Here link to query definition – Query Definition
This same information is stored in log turbine_backup.log on CM
mysql select SQLGUARD_VERSION result is 10.0 logme act_name= 'CM Backup' act_success='1' act_comment='Starting system backup with CM_SYNC 192.168.0.80 0' act_day_num='now()' act_dumpfile='' act_header='1' ****** Sun May 22 10:40:00 CEST 2016 ************ Parameters: 192.168.0.80 function do_cm_sync --------------- write md5 to cm_sync_file.tgz.md5 scp: /opt/IBM/Guardium/scripts/scp.exp cm_sync_file.tgz email@example.com:/var/IBM/Guardium/data/importdir/cm_sync_file.tgz
Synchronization can be monitored also on backup CM aggregator in import_user_tables.log
Sun May 22 12:56:05 CEST 2016 - Import User Tables started unit is secondary CM move /var/IBM/Guardium/data/importdir/cm_sync_file.tgz.tmp to /var/IBM/Guardium/data/importdir/cm_sync_file.tgz number of table in DIST_INT and DATAMART tables = 19 calling /opt/IBM/Guardium/scripts/handle_agg_tables.sh Sun May 22 12:56:13 CEST 2016 - Handle agg tables started Sun May 22 12:56:14 CEST 2016 - Handle agg tables finished Sun May 22 12:56:14 CEST 2016 - Import User Tables done
Synchronization is repeated with backup CM in the schedule defined under Managed Unit Portal User Synchronization
From this perspective the right thing to be considered synchronization repeated every few hours. In case of planned downtime of the CM I suggest invoke synchronization manually using Run Once Now button.
If the process finished successfully on the all units except backup CM the information about HA configuration will visible in Managed Unit list – IP addresses both CM’s
Important: To avoid “split brain” problems ensure that all managed units had possibility to refresh list of CM’s every time when IP address pair is changing
Information about list of managed units and their health status can be reached on primary CM within Central Management view
or inside Managed Units report
Promoting backup CM as a primary
Note: Switching CM functionality to a secondary server is the manual task but can be remotely instrumented using GRDAPI.

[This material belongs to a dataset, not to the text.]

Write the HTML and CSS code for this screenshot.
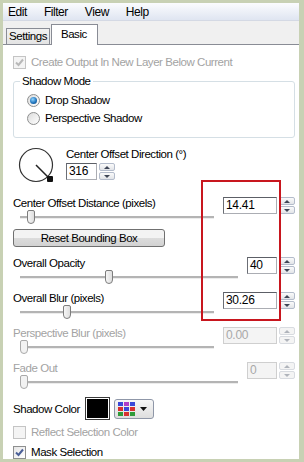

This task can be invoked from portal on a backup CM from Setup->Central Management->Make Primary CM
or from CLI using GRDAPI command
Output from this task is located in load_secondary_cm_sync_file.log on a backup CM
2016-05-20 22:56:11 - Import CM sync info. started 2016-05-20 22:56:11 -- invoking last user sync. 2016-05-20 22:56:22 -- unit is secondary CM, continue 2016-05-20 22:56:27 -- file md5 is good, continue 2016-05-20 22:58:33 -- file decrypted successfuly, continue 2016-05-20 22:59:10 -- file unzipped successfuly, continue 2016-05-20 22:59:10 -- unzipped file is from version 10 beforeFox=0 2016-05-20 22:59:28 -- Tables loaded to turbine successfully 2016-05-20 22:59:28 -- not before fox 2016-05-20 22:59:48 - copied custom classes and stuff 2016-05-20 22:59:50 -- Import CM sync info done
After a while portal on all managed units including promoted aggregator will be restarted and we are able to see new location of primary CM (old CM will disappear from this list)
also synchronization activity will be visible on new CM
The list of units on new CM does not contain old CM to avoid “split brain”
Warning: I randomly noticed on promoted CM lack of licenses but all previously licensed features were active. However if keys will disappear they should be applied immediately
Finally new CM has been defined and all managed units updated this information.
Reconfiguration the old primary CM to get backup CM role
If a new CM promotion has been made when CM primary was active and communicated with appliances it will stop synchronization and list managed appliances on it will be empty
If promotion is related to CM failure, the old CM after restart will communicate with new one and refresh information about current status of administration domain- after few minutes the list of managed units will be cleared too.
Guardium does not provide automatic role replacement between CM’s. It requires sequence of steps.
To remove CM functionality from orphaned CM the CLI command need to be executed
delete unit type manager
It changes the appliance configuration to standalone aggregator. Then we can join it to administration domain again but this time the domain is managed by new CM (below example of registration from CLI on cmp)
register management <new_CM_ip_address> 8443
Now the old CM has aggregation function and can be delegated to get backup CM role
After this task both CM’s have reversed roles
Units patching process
Guardium administration tasks will require CM displacement only in case of the critical situation. There is no need to switch to backup CM in case of standard patching (especially when hundreds appliances will switch between CM’s). Even patch forces system reboot or stop critical services on updated unit for minutes, the temporary unavailability of unit will not stop any crucial Guardium environment functions (except temporary managed units portal unavailability). So realistic patching process should look like:
- patch CM
- patch CM backup
- synchronize CM and CM backup
- patch other appliances in the CM administration domain.
“Split brain” situation management
Primary CM failure is not managed automatically. However this situation will be notified on all nodes during access to portal
I suggest use your existing IT monitoring system to check health of CM units using SNMP or other existing Guardium interfaces to identify problems faster and invoke new CM promotion remotely by GRDAPI.
Standard flow for manage CM failure is:
- Analyze CM failure
- If system can be restored do that instead of switch to CM Backup (especially in large environments)
If system cannot be restored:
- Promote backup CM to primary role
- Setup another aggregator as CM backup
Despite limited portal functionality on orphaned nodes the backup CM allows promote it also from GUI
I have tested two “split brain” scenarios (in small test conditions):
- CM failure and reassign it to backup CM
- start the stopped collector when backup CM has been promoted and old one is still unavailable
In both cases after few minutes primary CM and collector identified situation and correctly managed connection to infrastructure.
Central Manager HA configuration is an important feature to avoid breaks in the monitoring. Its design and implementation is good however some issues with license management and new quick search features should be covered in new releases.